Skip to main content

Compiler

This page contains a high level breakdown of the different steps needed to compile Mew code.

1. AST Parsing

The parsing step iterates through all source files, and builds a syntax tree for each of them.
The syntax tree represents the code as it was written, maintaining the trivia such as white space, comments etc.

Each node in the AST has a reference to both it's parent and children.

Apart from being the basis for HIR generation, the AST is also used to interact with the source code programatically, i.e. from the LSP server.

2. HIR generation

HIR, short for High-level Intermediate Representation, represents a bound tree, where all types are known.

The HIR references resolved symbols for the different parts of Mew (namespaces, types, functions, parameters, variables etc). For example, two code block that calls a function, will have the same symbol reference to that function.

  1. Build symbol table
    1. Namespaces
    2. Types
    3. Free functions
    4. Type members
  2. Binding
    1. Types
    2. Free functions
    3. Top level statements
info

HIR might contain errors, represented as error symbols.

3. MIR generation

MIR, short for Medium-level Intermediate Representation, is a lowered HIR, without constructs such as while/loop/if.

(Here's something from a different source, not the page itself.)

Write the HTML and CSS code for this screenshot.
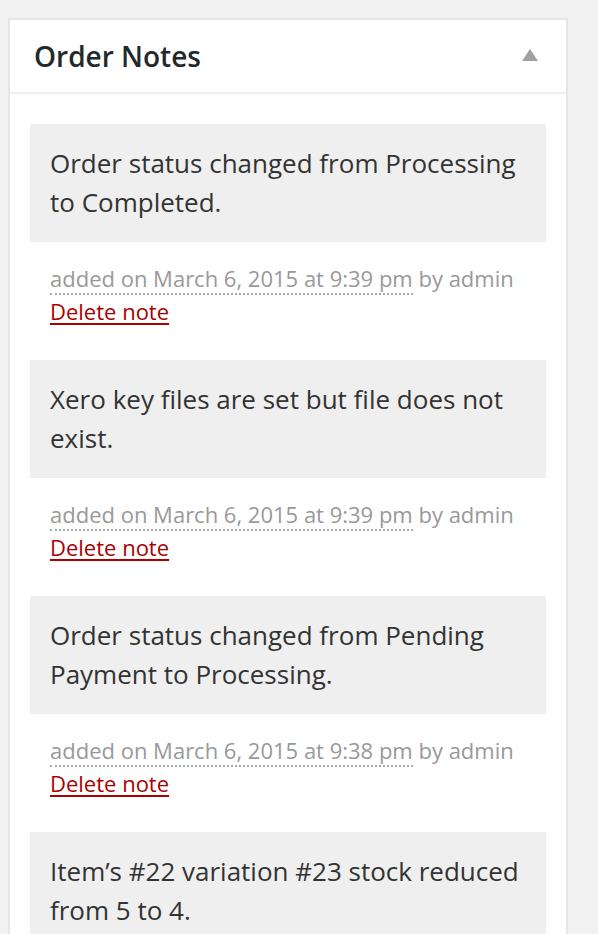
FILE: index.html
```html
<!DOCTYPE html>
<html>
<head>
<meta charset="utf-8">
<link rel="stylesheet" href="styles.css">
</head>
<body>
<div class="postbox">
  <div class="hndle">
    <h2 class="title">Order Notes</h2>
    <span class="toggle"></span>
  </div>
  <ul class="notes">
    <li class="note">
      <div class="note-content"><p>Order status changed from Processing to Completed.</p></div>
      <p class="meta"><abbr class="exact-date">added on March 6, 2015 at 9:39 pm</abbr> by admin<br><a class="delete" href="#">Delete note</a></p>
    </li>
    <li class="note">
      <div class="note-content"><p>Xero key files are set but file does not exist.</p></div>
      <p class="meta"><abbr class="exact-date">added on March 6, 2015 at 9:39 pm</abbr> by admin<br><a class="delete" href="#">Delete note</a></p>
    </li>
    <li class="note">
      <div class="note-content"><p>Order status changed from Pending Payment to Processing.</p></div>
      <p class="meta"><abbr class="exact-date">added on March 6, 2015 at 9:38 pm</abbr> by admin<br><a class="delete" href="#">Delete note</a></p>
    </li>
    <li class="note">
      <div class="note-content"><p>Item’s #22 variation #23 stock reduced from 5 to 4.</p></div>
    </li>
  </ul>
</div>
</body>
</html>
```

FILE: styles.css
```css
html, body {
  margin: 0;
  padding: 0;
  background: #f1f1f1;
  height: 934px;
  overflow: hidden;
}
body {
  font-family: "Open Sans", "Liberation Sans", sans-serif;
  padding: 18px 0 0 8px;
}
.postbox {
  width: 556px;
  background: #fff;
  border: 2px solid #e5e5e5;
}
.hndle {
  display: flex;
  align-items: center;
  justify-content: space-between;
  padding: 16px 28px 16px 24px;
  border-bottom: 2px solid #eeeeee;
}
.title {
  margin: 0;
  font-size: 28px;
  line-height: 40px;
  font-weight: 600;
  color: #23282d;
}
.toggle {
  width: 0;
  height: 0;
  border-left: 8px solid transparent;
  border-right: 8px solid transparent;
  border-bottom: 12px solid #a0a0a0;
  margin-top: -2px;
}
.notes {
  list-style: none;
  margin: 0;
  padding: 30px 20px 0;
}
.note {
  margin: 0 0 12px;
}
.note-content {
  background: #efefef;
  padding: 20px;
}
.note-content p {
  margin: 0;
  font-size: 26px;
  line-height: 39px;
  color: #333;
}
.meta {
  margin: 0;
  padding: 20px;
  font-size: 22px;
  line-height: 33px;
  color: #999;
}
.exact-date {
  text-decoration: none;
  border-bottom: 2px dotted #aaa;
}
.delete {
  color: #a00;
  text-decoration: underline;
  text-decoration-thickness: 2px;
  text-underline-offset: 3px;
}
```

All higher level constructs such as loops and conditions been lowered into labels and branches.

Control flow analysis and some optimizations are done here as well.

info

MIR might contain errors, represented as error symbols.

4. LIR generation

LIR, short for Low-level Intermediate Representation, is a lowered MIR, resembling the final byte code that will be emitted.

warning

LIR MUST NOT contain any errors.

5. Emitting

Finally, the LIR is transpiled into C# and compiled to native assembly code using NativeAOT, which in turn can be executed.

note

There are plans in the future to emit CIL directly.
This was done in the early prototype, but turned out to be too cumbersome while the language was in active development.